9.6 All amounts due must be paid in full without any set-off, deduction or withholding (other than legally required tax).

10. Termination

10.1 Without affecting any other right or remedy, the Supplier may terminate the Contract immediately by written notice if:
(a) the Customer commits a material breach and fails to remedy it after notice;
(b) the Customer takes steps towards administration, liquidation or arrangement with creditors, moratorium, winding up, receivership, or equivalent international procedures;
(c) the Customer suspends or ceases substantial business operations;
(d) the Customer’s financial position deteriorates to the point where the Supplier reasonably believes the Contract is at risk.

10.2 The Supplier may also terminate the Contract immediately if:
(a) the Customer fails to pay any amount due under the Contract on the due date.

11. Consequences of Termination

11.1 The Supplier reserves the right to charge a cancellation fee up to 95% of the Quote for cancellations or returns.

11.2 A restocking fee of 35% of the Quote applies to all returned Goods.

11.3 Termination does not affect accrued rights, remedies or liabilities at the date of termination, including claims for prior breaches.

11.4 Any provision intended to remain in effect after termination shall continue in full force.

12. Postponement

12.1 The Customer may request to postpone the Order by giving written notice at least 28 days before the installation date.

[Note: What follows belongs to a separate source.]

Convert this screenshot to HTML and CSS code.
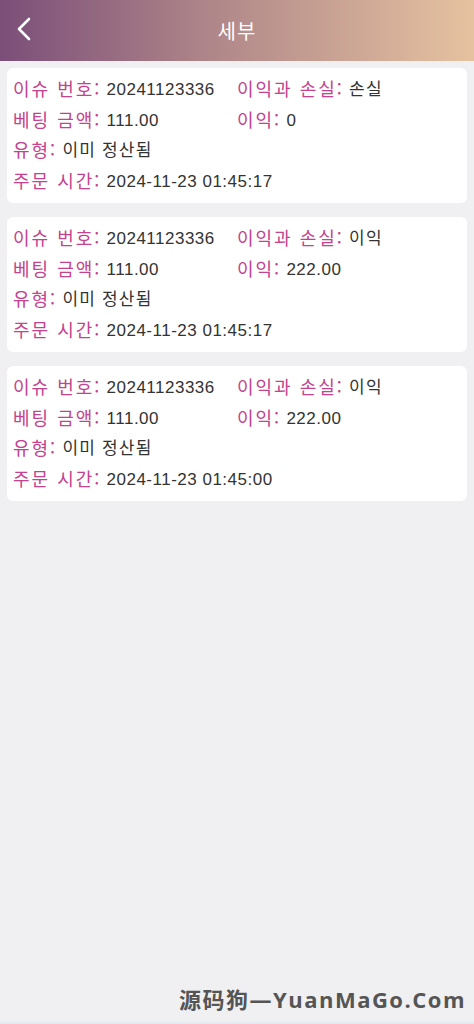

The Supplier is under no obligation to accept postponement.

12.2 Projects cannot be postponed for more than six months from the Order date. If works have not started within three months, the full Order amount becomes payable.

12.3 Where postponement is accepted, the Supplier may charge abortive fees of 10% of the Order.

12.4 Where Goods have been manufactured ready for installation, the Supplier may require payment for the products minus installation charges.

13. Intellectual Property Rights

13.1 All Intellectual Property Rights in or arising from the Services (excluding Customer-provided materials) belong to the Supplier.

14. Data Protection

14.1 The Supplier processes all personal data in accordance with its Privacy Policy.

14.2 Customer data may be used for legitimate interests including statistical analysis, marketing, and credit control. If the Customer breaches the Contract, data may be shared with third parties for recovery procedures. The Customer must ensure lawful transfer of personal data to the Supplier.

15. Confidentiality

15.1 The Customer must not divulge confidential information relating to the Supplier’s business, assets, affairs, customers or suppliers during or after the Contract, except where permitted by law or consent is given.

15.2 Copyright in all drawings or tracings produced by the Supplier is confidential and must not be disclosed or published without written permission.

16. Limitation of Liability

16.1 Nothing limits liability for:
(a) death or personal injury caused by negligence;
(b) fraud or fraudulent misrepresentation;
(c) breach of title and quiet possession terms under the Sale of Goods Act 1979 or Supply of Goods and Services Act 1982;
(d) defective products under the Consumer Protection Act 1987.

16.2 Subject to clause 16.1, the Supplier’s total liability shall not exceed the Price.

16.3 The Supplier is not responsible for indirect or unforeseeable losses, including:
– loss of income or revenue
– loss of business, profits, or contracts
– loss of anticipated savings
– loss of data
– wasted management or office time

17. Force Majeure

17.1 The Supplier is not liable for delay or failure caused by a Force Majeure Event. Obligations will be extended accordingly. If the event lasts over 12 months, the unaffected party may terminate with two months’ written notice.

17.2 Force Majeure Events include (but are not limited to):
i. Strikes, lock-outs, industrial action
ii. Civil commotion, riot, invasion, terrorism, war
iii. Fire, explosion, storm, flood, earthquake, epidemics
iv. Impossibility of transport
v. Impossibility of telecommunications
vi. Acts or restrictions of government

18. Entire Agreement

18.1 The Contract constitutes the entire agreement.
18.2 Neither party relies on statements not included in the Contract.
18.3 The Supplier may assign, transfer or subcontract the Contract without consent.
18.4 Supplier may revise minor terms at any time.
18.5 Invalidity of one clause does not affect the rest.
18.6 Notices must be in writing and addressed to the principal business address.

19. Third Party Rights

The Contract does not grant rights to third parties under the Contracts (Rights of Third Parties) Act 1999.

20. Variations

No variation is valid unless agreed in writing by both parties.

21. Jurisdiction

The courts of England and Wales have exclusive jurisdiction over all disputes arising from the Contract.